Mrs O’Neill said her party was seeking urgent meetings with Taoiseach Leo Varadkar and Prime Minister Theresa May.
SDLP leader Colum Eastwood accused Sinn Fein of failing to make any gains for nationalists.
“Sinn Fein should be ashamed of themselves today. Instead of delivering equality, Sinn Fein have gifted Arlene Foster more power than she could have dreamed of,” he claimed. “They went into two recent elections promising to put manners on Arlene Foster. Instead, their failed negotiation has handed her and her party complete control.”
Labour shadow Secretary of State Owen Smith said: “If this is not direct rule, it’s getting perilously close to it.”
UUP MLA Steve Aiken said it was disgraceful we were not closer to seeing the Stormont institutions restored.
“Sinn Fein’s continued cries over Tory austerity ring hollow, given it is within their power to re-establish the Assembly and Executive. If they really wanted to deliver for all the people of Northern Ireland, they would drop their red lines,” he said.
The budget for Northern Ireland put forward by Secretary of State James Brokenshire could just as easily been drafted by any senior civil servant. The pressure points on funding public services here have been well signposted, with health and education in particular in need of a financial boost.
Both were given headline cash bonuses but when inflation is taken into account they have, at best, stood still.
Given the dire warnings from health professionals and school heads about the perilous state of both services — and neither can be accused of crying wolf — the budget will have done little to allay concerns. Yet that should not surprise us as Mr Brokenshire has repeatedly made it clear that he regards the budget as a required technical exercise rather than an introduction to a new era of direct rule.
Certainly local ministers weighing up the competing demands of public services here may well have come to different conclusions when setting departmental budgets.
While some may regard dispensing the Northern Ireland block grant as a far cry from real financial planning given that it just involves shuffling a predetermined sum among the various departments, the absence of ministerial direction in this budget leads to a lack of imagination.

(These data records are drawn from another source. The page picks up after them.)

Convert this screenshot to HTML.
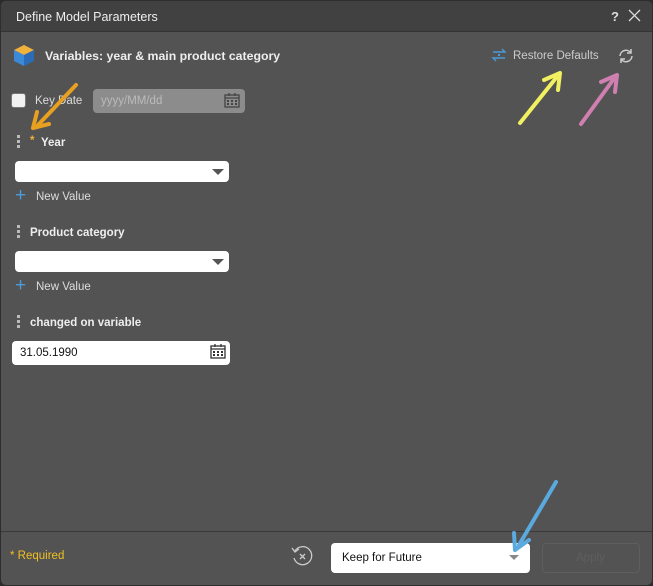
<!DOCTYPE html><html><head><style>
*{box-sizing:border-box;margin:0;padding:0}
body{width:653px;height:586px;background:#2b2b2b;font-family:"Liberation Sans",sans-serif;font-size:11.5px;color:#eee;position:relative;overflow:hidden}
.win{position:absolute;left:0;top:0;width:653px;height:586px;background:#535353;border:1px solid #2e2e2e;border-radius:6px;overflow:hidden}
.title{position:absolute;left:0;top:0;width:100%;height:31px;background:#414141;border-bottom:1px solid #333}
.a{position:absolute;white-space:nowrap}
.box{position:absolute;background:#fff;border-radius:4px}
.tri{position:absolute;width:0;height:0;border-left:6px solid transparent;border-right:6px solid transparent;border-top:6px solid #555}
.dots{position:absolute;width:3px}
.dots i{display:block;width:3px;height:3px;background:#bbb;margin-bottom:2px}
</style></head><body><div class="win">
<div class="title"><div class="a" style="left:15px;top:9px;font-size:12.5px;color:#eee">Define Model Parameters</div>
<div class="a" style="left:610px;top:8px;font-size:13px;font-weight:bold;color:#ddd">?</div>
<svg class="a" style="left:627px;top:8px" width="13" height="13"><path d="M1 1L12 12M12 1L1 12" stroke="#ddd" stroke-width="1.3"/></svg></div>
<svg class="a" style="left:11px;top:42px" width="24" height="24"><path d="M12 2L22 7L12 12L2 7Z" fill="#f0b23a"/><path d="M2 7L12 12V23L2 18Z" fill="#3b8ad8"/><path d="M22 7L12 12V23L22 18Z" fill="#2c6bb8"/></svg>
<div class="a" style="left:44px;top:48px;font-size:12.3px;font-weight:bold;color:#eee">Variables: year &amp; main product category</div>
<svg class="a" style="left:489px;top:46px" width="18" height="16"><path d="M3 5H15L12 2M15 11H3L6 14" stroke="#4a9bd8" fill="none" stroke-width="1.4"/><rect x="8" y="7" width="2" height="2" fill="#4a9bd8"/></svg>
<div class="a" style="left:512px;top:49px;color:#ccc">Restore Defaults</div>
<svg class="a" style="left:616px;top:46px" width="18" height="18"><path d="M3 9A6 6 0 0 1 14 6M15 9A6 6 0 0 1 4 12" stroke="#ccc" fill="none" stroke-width="1.5"/><path d="M14 2V6H10M4 16V12H8" stroke="#ccc" fill="none" stroke-width="1.5"/></svg>
<div class="a" style="left:10px;top:92px;width:15px;height:15px;background:#f2f2f2;border-radius:3px;border:1px solid #777"></div>
<div class="a" style="left:34px;top:94px;color:#ddd">Key Date</div>
<div class="a" style="left:92px;top:88px;width:152px;height:24px;background:#8c8c8c;border-radius:4px"></div>
<div class="a" style="left:100px;top:94px;color:#bbb">yyyy/MM/dd</div>
<svg class="a" style="left:223px;top:91px" width="16" height="16"><rect x="1" y="3" width="14" height="12" fill="none" stroke="#444" stroke-width="1.3"/><path d="M1 6H15M5 1V4M11 1V4" stroke="#444" stroke-width="1.3"/><path d="M3 8h2v2H3zM7 8h2v2H7zM11 8h2v2h-2zM3 11h2v2H3zM7 11h2v2H7zM11 11h2v2h-2z" fill="#444"/></svg>
<div class="dots" style="left:16px;top:134px"><i></i><i></i><i></i></div>
<div class="a" style="left:29px;top:134px;color:#f0b23a;font-weight:bold">*</div>
<div class="a" style="left:40px;top:136px;font-weight:bold">Year</div>
<div class="box" style="left:14px;top:160px;width:214px;height:21px"></div><div class="tri" style="left:211px;top:168px"></div>
<div class="a" style="left:14px;top:186px;color:#4a9bd8;font-size:19px;line-height:18px">+</div>
<div class="a" style="left:35px;top:190px;color:#ddd">New Value</div>
<div class="dots" style="left:16px;top:224px"><i></i><i></i><i></i></div>
<div class="a" style="left:29px;top:226px;font-weight:bold">Product category</div>
<div class="box" style="left:14px;top:250px;width:214px;height:21px"></div><div class="tri" style="left:211px;top:258px"></div>
<div class="a" style="left:14px;top:276px;color:#4a9bd8;font-size:19px;line-height:18px">+</div>
<div class="a" style="left:35px;top:280px;color:#ddd">New Value</div>
<div class="dots" style="left:16px;top:314px"><i></i><i></i><i></i></div>
<div class="a" style="left:29px;top:316px;font-weight:bold">changed on variable</div>
<div class="box" style="left:11px;top:340px;width:218px;height:24px"></div>
<div class="a" style="left:19px;top:346px;color:#111">31.05.1990</div>
<svg class="a" style="left:209px;top:342px" width="16" height="16"><rect x="1" y="3" width="14" height="12" fill="none" stroke="#333" stroke-width="1.3"/><path d="M1 6H15M5 1V4M11 1V4" stroke="#333" stroke-width="1.3"/><path d="M3 8h2v2H3zM7 8h2v2H7zM11 8h2v2h-2zM3 11h2v2H3zM7 11h2v2H7zM11 11h2v2h-2z" fill="#333"/></svg>
<div class="a" style="left:0;top:530px;width:100%;height:1px;background:#3a3a3a"></div>
<div class="a" style="left:9px;top:549px;color:#f0c020">* Required</div>
<svg class="a" style="left:289px;top:543px" width="24" height="24"><path d="M5 7A9 9 0 1 1 4 14" stroke="#ccc" fill="none" stroke-width="1.3"/><path d="M2 4L5 8L9 5" stroke="#ccc" fill="none" stroke-width="1.3"/><path d="M10 10L15 15M15 10L10 15" stroke="#ccc" stroke-width="1.3"/></svg>
<div class="box" style="left:330px;top:542px;width:199px;height:30px"></div>
<div class="a" style="left:341px;top:551px;color:#111">Keep for Future</div>
<div class="tri" style="left:508px;top:554px;border-top-color:#888;border-left-width:5px;border-right-width:5px;border-top-width:5px"></div>
<div class="a" style="left:541px;top:542px;width:98px;height:30px;border:1px solid #5e5e5e;border-radius:4px"></div>
<div class="a" style="left:575px;top:551px;color:#5e5e5e">Apply</div>
</div>
<svg class="a" style="left:0;top:0" width="653" height="586">
<g stroke-linecap="round" fill="none" stroke-width="4">
<path d="M76 85L38 125" stroke="#e8a020"/><path d="M33 128L37 112M33 128L49 124" stroke="#e8a020"/>
<path d="M520 123L556 78" stroke="#f0f060"/><path d="M560 73L544 80M560 73L558 90" stroke="#f0f060"/>
<path d="M581 124L613 80" stroke="#d080b0"/><path d="M617 75L601 82M617 75L615 92" stroke="#d080b0"/>
<path d="M556 482L519 545" stroke="#5aaae0"/><path d="M515 550L514 533M515 550L529 540" stroke="#5aaae0"/>
</g></svg>
</body></html>
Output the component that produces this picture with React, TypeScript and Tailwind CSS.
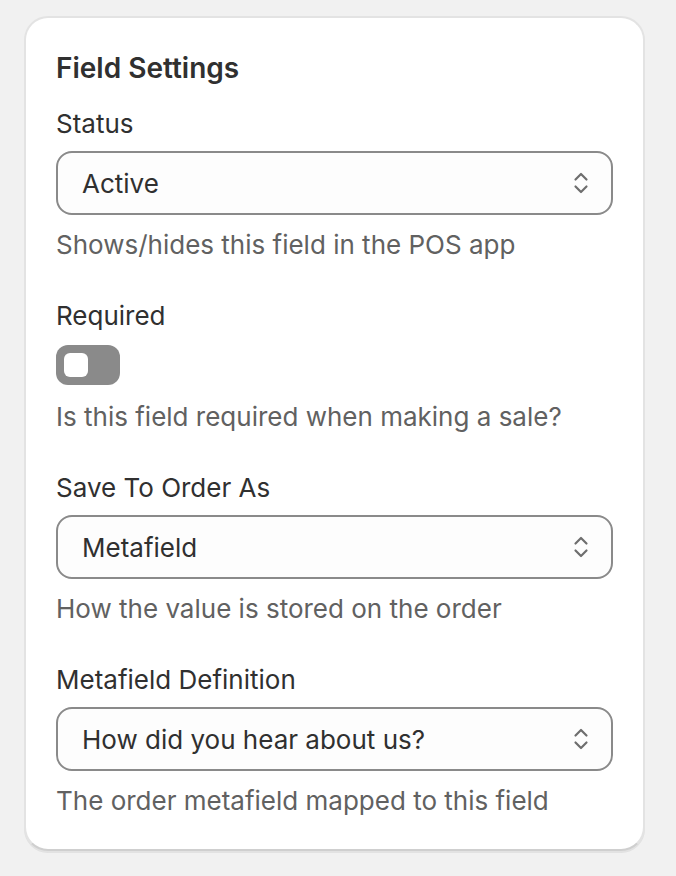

However, ultimately the budget was designed to keep Northern Ireland solvent, which was the immediate problem.
The only minor surprise was Mr Brokenshire’s announcement that £50m of the £1bn gained by the DUP for propping up the government will be made available to ease current pressures in education and health, as well as signalling that all the money does not depend on a functioning Executive at Stormont, remote as that prospect now seems as Sinn Fein gave up on inter-party negotiations yesterday.
The party was somewhat on the defensive as the other major parties pointed the finger of blame at them for the failure to restore devolution.
Sinn Fein’s call for the British and Irish governments to implement what it says are unfulfilled pledges from previous agreements is unlikely to command widespread support as it smacks too much of joint authority to be contemplated by unionists.
In any case the public, fatigued by the inter-party bickering, expects our politicians to be mature enough to solve their own disputes. Otherwise perhaps they don’t deserve to be paid their full MLA salaries until back in office.